Weert (Niederlande), Poppodium De Bosuil, 01.04.2023

charlotte wessels indexEs ist ein deprimierendes Wetter, alles einheitlich grau und ekliger Dauerregen, als wir uns auf recht ruhiger Autobahn Richtung Weert aufmachen. Noch nicht ahnend, dass wir heute der besten Show des bisherigen Jahres beiwohnen dürfen. Die Fahrt geht zügig voran und so haben wir Zeit, vor dem Einlass flott einen Eimer Hühnerteile mit Sweet Chili Sauce beim amerikanischen Marktführer zu goutieren. An der Venue angekommen wunderten wir uns, dass der Presse-Schalter noch geschlossen ist. Nun es gab irgendwie ein wenig Verwirrung, da scheinbar in der örtlichen Kommunikationskette etwas verlorengegangen war. Aber nach wenigen Minuten ist dann alles geklärt und wir dürfen in die Halle rein.
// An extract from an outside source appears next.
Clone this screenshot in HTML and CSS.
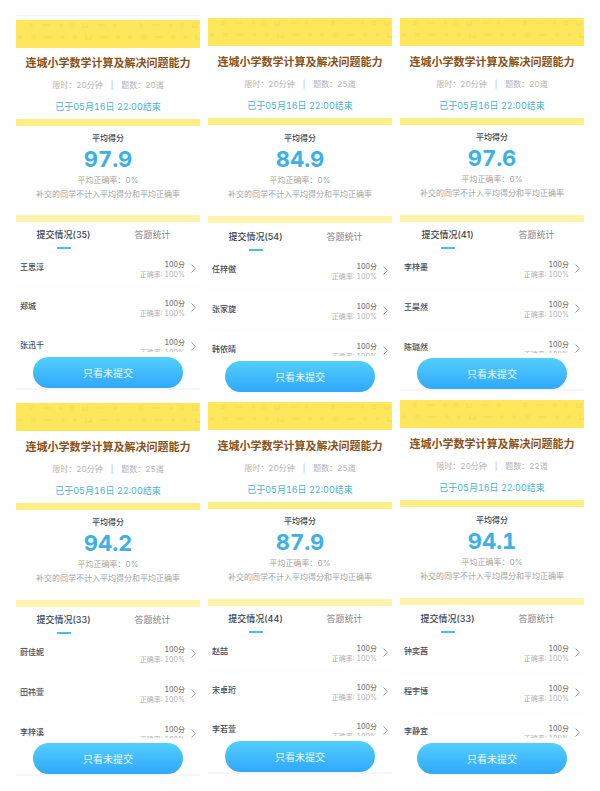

Hier fällt direkt auf, dass ein Teil mit schwarzen Vorhängen abgeteilt war. Also kein ausverkauftes Haus heute Abend. Da wir vom letzten Mal noch die üblichen Munten übrighaben, schnell noch ein Kaltgetränk und es kann losgehen.

 

blackbriar live 2023Schlag zwanzig Uhr erscheint dann mit Blackbriar der Support-Act auf der Bühne. Was direkt auffällt, ist eine Art Leinwand im Rücken der Bühne. Hier wird das Band Logo drauf projiziert. Das habe ich jetzt schon öfter so gesehen. Eine ganz praktische Sache, da es das Backdrop erspart. Die Truppe aus Assen in den Niederlanden, besteht aus Zora Cock als Gesangselfe, René Boxem am Schlagzeug, Bart Winters an der Lead Gitarre, Robin Koezen spielt die Rhythmus Gitarre, Keyboarder Ruben Wijga und schlussendlich Siebe Sol Sijpkens am Tieftöner. Geboten wird feiner Symphonic Rock, den die Musiker mit sichtlichem Vergnügen präsentieren. Man sieht ihnen den Spaß am live rocken förmlich an. Dazu gibt sich Zora mehr als Sirene, die einen in dunkelromantische Szenarien und Phantasiewelten lockt. Insgesamt ist ihre Stimme aber eher dünn und auch das Songmaterial ist wenig abwechslungsreich. So denke ich nach einer halben Stunde, es ist jetzt genug, auch wenn der Rotschopf gegen Ende des Sets Teufelshörner auf dem Kopf trägt. Allerdings spielen sie mit etwa fünfzig Minuten auch ungewöhnlich lange für eine Supportband. Aber die Geschmäcker sind eben verschieden und die Truppe hat, ohne zu übertreiben, einen hochmotivierten Auftritt hingelegt. Immerhin kann man sich einen Tour Support für Epica und einen Vertrag mit Nuclear Blast in die Vita schreiben. Nach dem Auftritt ist Lady Zora dann auch direkt am Merchandise Stand zugegen und erfüllt in ihrer netten und freundlichen Art, die Foto und Autogramwünsche der Fans.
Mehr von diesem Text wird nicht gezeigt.